Review: I Expected Green Book to be Bad. It Turned Out It Was God-Awful.

Green Book. Image courtesy of Universal Pictures.

Green Book. Image courtesy of Universal Pictures.

Green Book, starring Mahershala Ali and Viggo Mortensen in a Freaky Friday’d Driving Miss Daisy, was easily one of last year’s worst Oscar contenders. I have not seen Vice or A Star is Born so I can’t say for sure, but even a cursory glance at the synopsis could tell you this movie wasn’t fit to hold the jockstrap of The Favourite or First Man. A buddy road trip movie where a black man and a white man overcome their differences and learn to get along because, hey man, we are all human beings right, is the kind of broad, ridiculous Social Message movie that right from the get-go you know is gonna suck. So I fully expected Green Book to be bad. But my God, I was utterly shocked at just how awful this film was.

First of all, I would be remiss if I did not point out that the movie is directed by Peter Farrlley, one half of the brain trust behind such films as Dumb and Dumber, and Dumb and Dumberer To. Now, we should not necessarily judge a director based only on his past films as history is no guarantor of the future, but in this case… yes we can. Then you have the fact that the real-life son of Tony Lip, the character played by Viggo Mortensen, has a screenplay credit and it begins to dawn on you that this film had an almost impossibly steep hill to climb from the outset.

The opening thirty minutes of this film are some of the worst filmmaking I think I have ever seen. The goal of this section is to set up the stakes – we have a tough as nails Italian wiseguy who works as a bouncer at the Copa in 1960s New York – Tony Lip. He’s bigoted and can be violent, but only when necessary; he’s generally a hard-working family man and has a moral compass. He then gets a job working for an effete, upper-class black piano prodigy, Doctor Shirley and together they begin a tour of the Southern United States where they encounter racism and prejudice and learn to overcome their differences and, ultimately, develop a bond that blurs the line between employee and friend.

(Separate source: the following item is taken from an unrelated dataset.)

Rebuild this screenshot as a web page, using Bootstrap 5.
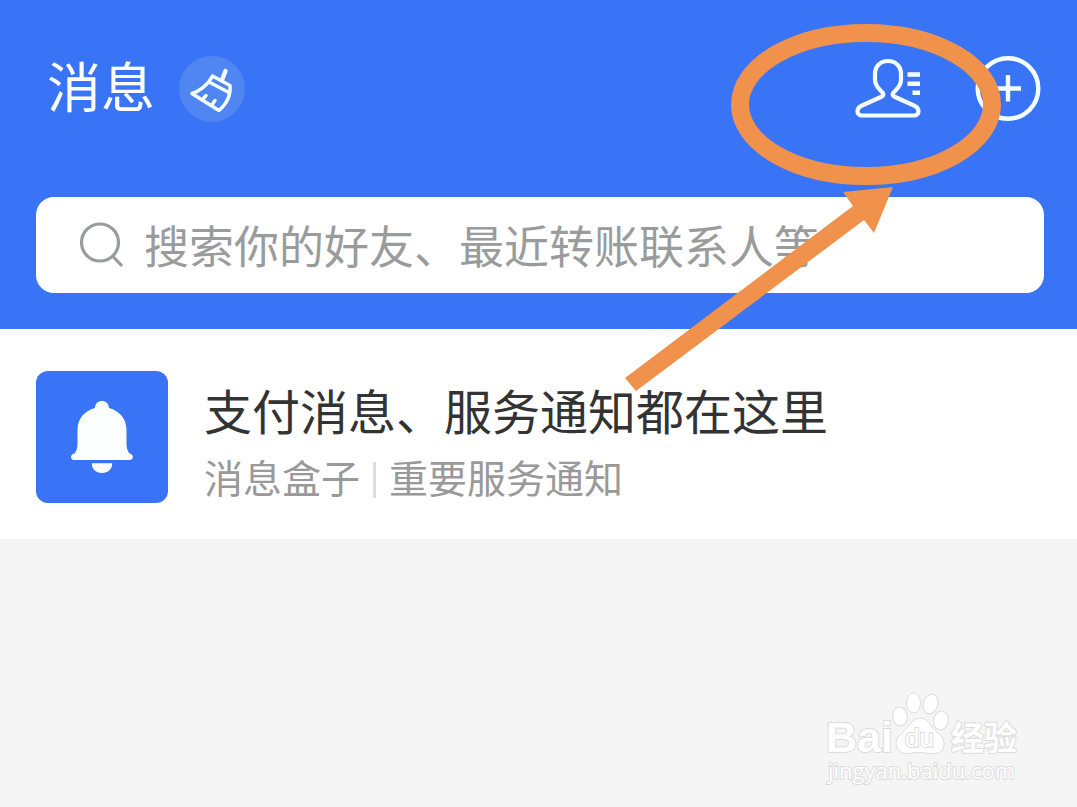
<!DOCTYPE html>
<html lang="zh-CN">
<head>
<meta charset="utf-8">
<meta name="viewport" content="width=device-width, initial-scale=1">
<title>消息</title>
<link href="https://cdn.jsdelivr.net/npm/bootstrap@5.3.0/dist/css/bootstrap.min.css" rel="stylesheet">
<style>
  body { font-family: "Liberation Sans", "Noto Sans CJK SC", sans-serif; background: #f5f5f5; }
  svg { display: block; flex: none; }
  .app-header { background: #3874f5; padding: 56px 36px 36px; }
  .page-title { font-size: 54px; line-height: 66px; margin-left: 11px; }
  .icon-btn { width: 66px; height: 66px; border: 0; padding: 0; background: none; color: #f6ffff; }
  .clean-btn { background: #4f86f2; margin-left: 24px; }
  .top-actions { gap: 54px; }
  .search-box { height: 96px; margin-top: 75px; margin-right: -3px; padding: 0 42px; gap: 20px; border-radius: 18px; color: #999c9b; }
  .search-box input { font-size: 45px; line-height: 60px; color: #333; min-width: 0; padding: 8px 0 0; }
  .search-box input::placeholder { color: #999c9b; opacity: 1; }
  .message-row { padding: 42px 36px 30px; gap: 36px; color: #333; }
  .message-icon { background: #3874f5; border-radius: 12px; }
  .message-title { font-size: 48px; line-height: 66px; padding-top: 10px; }
  .message-sub { font-size: 39px; line-height: 58px; padding-top: 4px; color: #999; }
  .sub-divider { width: 3px; height: 36px; background: #ddd; margin: 0 13px; }
  .annotation { top: 0; right: 0; pointer-events: none; z-index: 2; }
  .watermark { padding: 0 55px 18px 0; }
  .watermark text { fill: #fff; stroke: #dcdcdc; stroke-width: 2px; paint-order: stroke; }
  .wm-url { font-family: "Open Sans", sans-serif; }
</style>
</head>
<body class="min-vh-100 d-flex flex-column position-relative overflow-x-hidden">
<header class="app-header">
  <div class="d-flex align-items-center">
    <h1 class="page-title mb-0 fw-normal text-white">消息</h1>
    <button type="button" class="icon-btn clean-btn rounded-circle" aria-label="清除未读">
      <svg width="66" height="66" viewBox="0 0 66 66" fill="none" stroke="currentColor" stroke-width="3.4" stroke-linejoin="round" stroke-linecap="round">
        <path d="M46.5 15 43 24" stroke-width="4.4"/>
        <path d="M33.5 20 51 29.500C52 39 47.500 48 40 54.500L12.800 37.500C20 35.500 29 29 33.500 20ZM30 26 49 36M23 44 27 39.500M32.500 49.500 36 44.500"/>
      </svg>
    </button>
    <div class="top-actions d-flex ms-auto">
      <button type="button" class="icon-btn" aria-label="通讯录">
        <svg width="66" height="66" viewBox="0 0 66 66" fill="none" stroke="currentColor" stroke-width="4.200" stroke-linejoin="round">
          <path d="M33 5C25 5 20 10.500 20 18V24C20 30 24 33 27.500 36.500C29 38 28.500 39.500 27 40.500L7 49.500C3.500 51 2.500 53 2.500 55.500C2.500 58 4.500 59.500 7 59.500H59C61.500 59.500 63.500 58 63.500 55.500C63.500 53 62.500 51 59 49.500L39 40.500C37.500 39.500 37 38 38.500 36.500C42 33 46 30 46 24V18C46 10.500 41 5 33 5Z"/>
          <path d="M52.500 18.500H65M52.500 27.700H65M57.500 36.800H65" stroke-width="4.600"/>
        </svg>
      </button>
      <button type="button" class="icon-btn" aria-label="添加">
        <svg width="66" height="66" viewBox="0 0 66 66" fill="none" stroke="currentColor" stroke-width="4.400">
          <circle cx="33" cy="32.500" r="30.300"/><path d="M33 19V45.500M20 32.500H46"/>
        </svg>
      </button>
    </div>
  </div>
  <div class="search-box bg-white d-flex align-items-center">
    <label for="search">
      <svg width="46" height="46" viewBox="0 0 46 46" fill="none" stroke="currentColor" stroke-width="3.200" role="img" aria-label="搜索">
        <circle cx="22" cy="20.500" r="18.500"/><path d="M34.500 34 44 44"/>
      </svg>
    </label>
    <input id="search" type="text" class="flex-grow-1 border-0 bg-transparent" placeholder="搜索你的好友、最近转账联系人等">
  </div>
</header>
<main>
  <a href="#" class="message-row d-flex align-items-start bg-white text-decoration-none">
    <svg class="message-icon" width="132" height="132" viewBox="0 0 132 132" fill="#fbfffe">
      <path d="M59 37C59 27.500 73 27.500 73 37C84 40 90.500 48 90.500 59V72C90.500 77 91.500 80 93.500 82.500C98 83 98 89 94 89H38C34 89 34 83 38.500 82.500C40.500 80 41.500 77 41.500 72V59C41.500 48 48 40 59 37Z"/>
      <path d="M55.700 92.300H76.300C76 98.500 72 102 66 102S56 98.500 55.700 92.300Z"/>
    </svg>
    <div>
      <div class="message-title">支付消息、服务通知都在这里</div>
      <div class="message-sub d-flex align-items-center"><span>消息盒子</span><span class="sub-divider"></span><span>重要服务通知</span></div>
    </div>
  </a>
</main>
<footer class="watermark mt-auto d-flex justify-content-end">
  <svg width="200" height="100" viewBox="0 0 200 100">
    <g fill="#fff" stroke="#dcdcdc">
      <ellipse cx="78" cy="27.500" rx="7.300" ry="9.500" transform="rotate(-8 78 27.500)"/>
      <ellipse cx="91.500" cy="14" rx="7" ry="10"/>
      <ellipse cx="108.500" cy="15" rx="7.200" ry="10" transform="rotate(14 108.500 15)"/>
      <ellipse cx="119" cy="31.500" rx="7.300" ry="9.500" transform="rotate(10 119 31.500)"/>
      <path d="M98 29C90 29 88 37 81 43C76 47 74 51 74 55C74 61 79 65 86 64.500C91 64 93 63.500 98 63.500S106 64.500 111 64.500C118 65 122 61 122 55C122 51 120 47 115 43C108 37 106 29 98 29Z"/>
    </g>
    <text x="4" y="63" font-size="43" font-weight="bold">Bai</text>
    <text x="83" y="58" font-size="26">du</text>
    <text x="129" y="61" font-size="33" font-weight="bold">经验</text>
    <text class="wm-url" x="6" y="90" font-size="22">jingyan.baidu.com</text>
  </svg>
</footer>
<!-- hint pointing at the contacts button -->
<svg class="annotation position-absolute" width="477" height="400" viewBox="0 0 477 400" aria-hidden="true">
  <ellipse cx="266" cy="104.500" rx="126" ry="71.500" fill="none" stroke="#f0924c" stroke-width="18"/>
  <path d="M25 378 253 206 243 192 293 187 274 233 264 220 36 391Z" fill="#f0924c"/>
</svg>
<script src="https://cdn.jsdelivr.net/npm/bootstrap@5.3.0/dist/js/bootstrap.bundle.min.js"></script>
</body>
</html>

The idea that racism can be overcome by taking a road trip with a black person is the kind of absurd white person delusion about race in America that got us stuck with Donald Trump in the first place. But I mean, that’s already obvious from the title card. This is a weirdly backward-looking social issues movie with skin-deep commentary, like the kind you might have found in the 1980s or 90s. Why it’s making a resurgence right now, after the lie of a post-racial America has already been fully exposed, is a fucking mystery to me.

But OK, sometimes sentimental tripe can still work if it’s well-made. But this movie is so obvious, so broad, so clumsy that it almost – almost – works as unintentional comedy or as a parody of an Important Social Message picture. The first act of the film is literally drowning in Italian stereotypes like…. olive oil on a hot pizza pie! [imagine this being said in your most comically over-the-top goombah accent] There would be virtually no way for me to accurately describe just how ridiculous this part of the movie is, except as a Bizarro Godfather.

At one point Tony Lip takes an entire pizza, folds it in half, and starts eating it while sitting in bed and I can’t remember if this is before or after the hot dog eating contest where he downs 28 wieners. It is wall-to-wall funhouse accents and stereotypes that are so comically absurd you could easily be watching an SNL skit. It would be funny, except I don’t think it’s meant to be funny. I think it’s actually meant to establish real stakes, so that by the time Tony embraces diversity we can see the arc he has traveled and understand how he has changed.

This movie would only work for absolute fucking imbeciles. It is made and designed in the broadest, most obvious way possible so that you would have to be probably the stupidest person on earth not to get the message they are trying to drill into your skull. And honestly, if you need to be spoon-fed these kind of broad ideas about Why Racism is Bad, then you are already part of the problem and this movie isn’t going to change anything. Just to give you an example of the kind of movie this is – at one point the car breaks down. Guess where it breaks down. Right in front of a field full of black workers, who stop hoeing the grown to gaze accusingly at Mahershala Ali. That is the kind of movie this is. If it were any more obvious, they would have named the film Gay Piano Genius Uncle Tom.  

Is there any saving grace to this film? Well, miraculously they got two really, really good actors to star in this piece of shit somehow. So, despite the material, despite everything that the script is forcing them to say in service of some shallow nonsense about racism, in scenes that just feature the two of them they actually inject a little life into them. And somehow Viggo manages to kind of make his character’s arc work, just because, you know, he’s that good of an actor.

But papering over all the other terrible aspects of this movie with excellent acting is not gonna save you. The best way I can describe Green Book is like the anti-Moonlight. It has the most conventional narrative possible featuring broadly drawn caricatures who spend the entire film pointing a flashing neon sign to the most obvious, shallowest messages about race and prejudice imaginable. I expected it to be bad. But I was surprised at just how truly awful this movie was.